Quello che voleva essere il cambiamento raramente convince, la “novità” non regge il confronto con il passato e le cose più interessanti restano quelle più classiche.
Nemmeno le proiezioni notturne del Festival Off, che di “off” ha però solo il nome, riescono a rinfrancarci sul futuro della fotografia.
Vediamo molto interesse ed entusiasmo da parte dei giovani, voglia di fare che raramente riesce a trovare una possibilità di espressione, senza piegarsi alle regole del “mercato”. Tanti lavori di qualità e coerenza, affogati e spodestati da troppi lavori “già visti”, “già pensati” e “già cestinati”, che sfioriscono con le prime piogge d’autunno.
La “fotografia” deve ricominciare a discutere di sé stessa e soprattutto ad “essere sé stessa”, confrontandosi e dialogando con i nuovi mezzi e le possibilità che essi offrono, senza però perdere la propria identità.

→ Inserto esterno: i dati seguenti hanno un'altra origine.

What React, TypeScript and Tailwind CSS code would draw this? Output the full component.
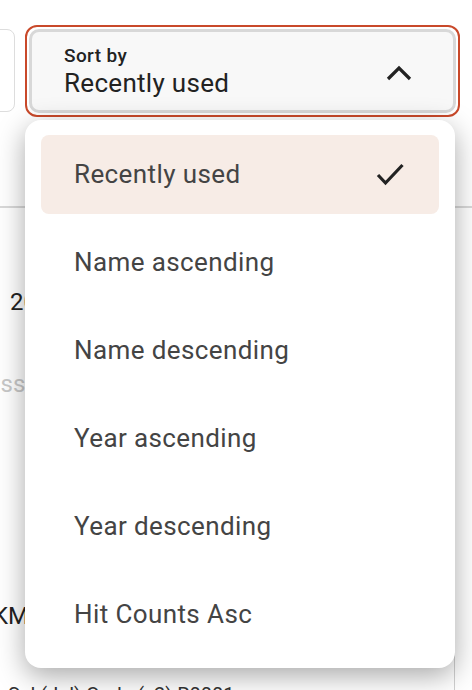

La strada per ritornare tra la gente “comune”, dopo anni di sterile autoreferenzialità ed autocelebrazione, è lunga e piena di ostacoli e di pericoli nascosti.
Assumere la direzione di un Festival come quello di Arles, dalla trentennale tradizione, e pensare di invertirne la rotta in un solo anno è cosa da dimenticare.
Le basi sono state gettate, una nuova stagione si affaccia all’orizzonte, la discussione è aperta.
Sarà interessante vederne il seguito e sentire le reazioni a livello internazionale.
Staccarsi dalla tradizione è difficile e controproducente, soprattutto quando essa continua a rivelarsi la parte migliore.
Uscendo da Arles ci sentiamo un po’ come quel personaggio del Gattopardo di T. di Lampedusa e, con un pizzico di amarezza, ci rendiamo conto che, come nella migliore tradizione letteraria, “tutto è cambiato per non cambiare niente”.